After moving the previous seasons of the saga of Walter White to Netflix, the show’s final season produced its highest ratings ever, including 10.3 million viewers for the finale.
Since it aired, the show has found more popularity through glowing reviews and word of mouth. A sequel movie for Netflix, “El Camino,” earned 6.3 million views last year.
Off the air for over 50 years, “The Andy Griffith Show” continues to find new audiences everywhere through syndication.
The show revolved around a small town sheriff, his deputy, and his son (a young Ron Howard in his first starring role).
According to TV by the Numbers, reruns of the show account for 3.6 billion minutes of audience engagement in 2010.
The 1966 series “Star Trek” spawned a media empire ranging from books, to TV series, to multiple films.
Airing in the 1960s, the series was canceled after only three seasons.
Through syndication, the show found a new audience, which formed conventions and viewing parties around the show. In 1979, the first film based on the series was released — there have been 13 movies and eight TV shows in the “Star Trek” universe, all based on a three-season-long show in the ’60s.
Canceled after two seasons, “Twin Peaks” found new audiences and earned a movie and a television revival along the way.
The original show’s cliffhanger left audiences infuriated at their TV screens for 25 years. Since then, the show has taken an almost-mythical status, influencing shows like “Bates Motel” and “Riverdale.”
A prequel movie was released in 1992, “Twin Peaks: Fire Walk with Me.” Twenty-five years later, Showtime resurrected the property in 2017 with a sequel show called “Twin Peaks: The Return,” which proved to be successful for its streaming service.
Thirteen years after it was canceled, “Deadwood” finally got the conclusion that it deserved.
Like many shows before it, the western was canceled on a cliffhanger, but audiences never gave up hope on a conclusion. The show proved popular enough in the 13-year interim that HBO brought it back for one last hurrah with a sequel film, “Deadwood: The Movie” that tied up loose ends.

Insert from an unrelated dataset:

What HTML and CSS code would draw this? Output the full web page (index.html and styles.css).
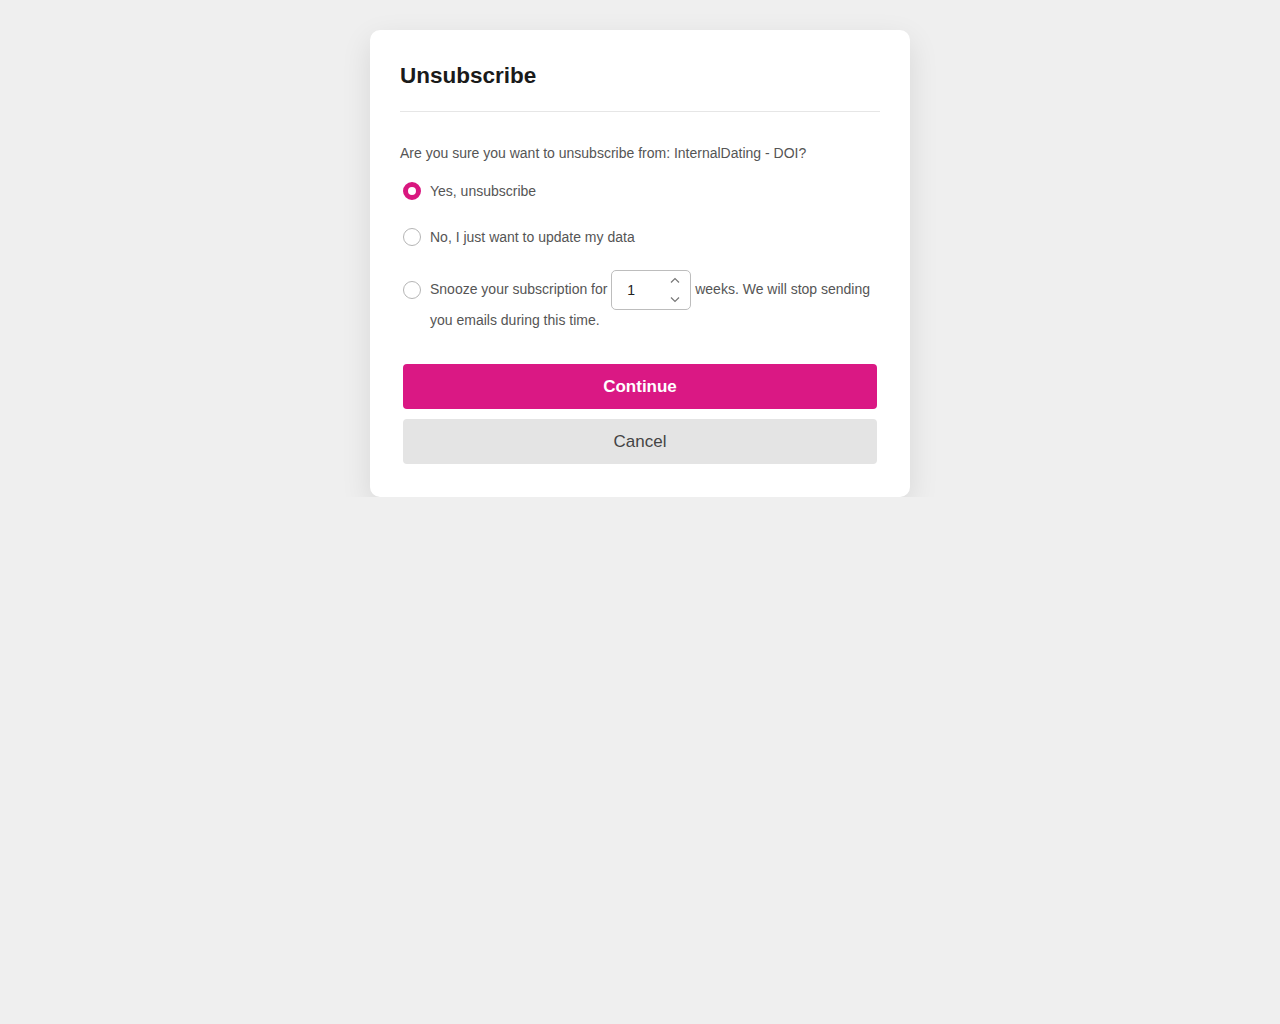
FILE: index.html
```html
<!DOCTYPE html>
<html lang="en">
<head>
  <meta charset="UTF-8" />
  <meta name="viewport" content="width=device-width, initial-scale=1" />
  <title>Unsubscribe</title>
  <link rel="stylesheet" href="styles.css">
</head>
<body>

<div class="card">
  <h1 class="card-title">Unsubscribe</h1>

  <form class="unsub-form">
    <p class="question">Are you sure you want to unsubscribe from: InternalDating - DOI?</p>

    <label class="option option-yes">
      <input type="radio" name="choice" value="yes" checked />
      <span class="option-text">Yes, unsubscribe</span>
    </label>

    <label class="option option-no">
      <input type="radio" name="choice" value="no" />
      <span class="option-text">No, I just want to update my data</span>
    </label>

    <label class="option option-snooze">
      <input type="radio" name="choice" value="snooze" />
      <span class="option-text">Snooze your subscription for <span class="weeks"><input type="number" value="1" min="1" /><svg class="spin" width="12" height="26" viewBox="0 0 12 26"><path d="M2 5.5 L6 1.5 L10 5.5" /><path d="M2 20.5 L6 24.5 L10 20.5" /></svg></span> weeks. We will stop sending you emails during this time.</span>
    </label>

    <div class="actions">
      <button type="button" class="btn btn-primary">Continue</button>
      <button type="button" class="btn btn-cancel">Cancel</button>
    </div>
  </form>
</div>

</body>
</html>
```

FILE: styles.css
```css
body {
  margin: 0;
  background: #efefef;
  font-family: "Liberation Sans", Arial, sans-serif;
  color: #555;
}
.card {
  width: 480px;
  margin: 30px auto 0;
  padding: 30px;
  background: #fff;
  border-radius: 10px;
  box-shadow: 0 10px 30px rgba(0, 0, 0, 0.1);
}
.card-title {
  margin: 0;
  padding: 3px 0 23px;
  border-bottom: 1px solid #e6e6e6;
  font-size: 22.5px;
  line-height: 25px;
  font-weight: bold;
  color: #1a1a1a;
}
.unsub-form {
  display: flex;
  flex-direction: column;
}
.question {
  margin: 31px 0 0;
  font-size: 14px;
  line-height: 20px;
}
.option {
  display: flex;
  align-items: flex-start;
  gap: 9px;
  font-size: 14px;
  line-height: 20px;
  cursor: pointer;
}
.option-yes {
  margin-top: 18px;
}
.option-no {
  margin-top: 26px;
}
.option-snooze {
  margin-top: 27px;
  line-height: 31px;
}
.option input[type="radio"] {
  appearance: none;
  -webkit-appearance: none;
  flex: none;
  width: 18px;
  height: 18px;
  margin: 1px 0 0 3px;
  border: 1px solid #b5b5b5;
  border-radius: 50%;
  background: #fff;
  box-sizing: border-box;
}
.option-snooze input[type="radio"] {
  margin-top: 6.5px;
}
.option input[type="radio"]:checked {
  border: 5.5px solid #d9177f;
}
.weeks {
  position: relative;
  display: inline-block;
  vertical-align: middle;
  margin: -5px 0;
}
.weeks input {
  display: block;
  width: 80px;
  height: 40px;
  box-sizing: border-box;
  padding: 0 15px;
  border: 1px solid #bdbdbd;
  border-radius: 5px;
  font-family: inherit;
  font-size: 14px;
  color: #222;
  -moz-appearance: textfield;
}
.weeks input::-webkit-inner-spin-button,
.weeks input::-webkit-outer-spin-button {
  -webkit-appearance: none;
  margin: 0;
}
.spin {
  position: absolute;
  right: 10px;
  top: 7px;
  fill: none;
  stroke: #777;
  stroke-width: 1.2;
}
.actions {
  display: flex;
  flex-direction: column;
  gap: 10px;
  margin: 28px 3px 3px;
}
.btn {
  height: 45px;
  border: none;
  border-radius: 4px;
  font-family: inherit;
  font-size: 17px;
  cursor: pointer;
}
.btn-primary {
  background: #da1884;
  color: #fff;
  font-weight: bold;
}
.btn-cancel {
  background: #e4e4e4;
  color: #444;
}
```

First going off the air in 1989, “Doctor Who” regenerated itself into a completely new show.
The British show captivated audiences for 26 seasons but was canceled in 1989, but a series of books and audio story spin-offs proved interest for the property was still alive.
In 2005, a revival of the show launched with 10 million viewers tuning in. So far, an additional 12 seasons plus multiple Christmas specials have been produced.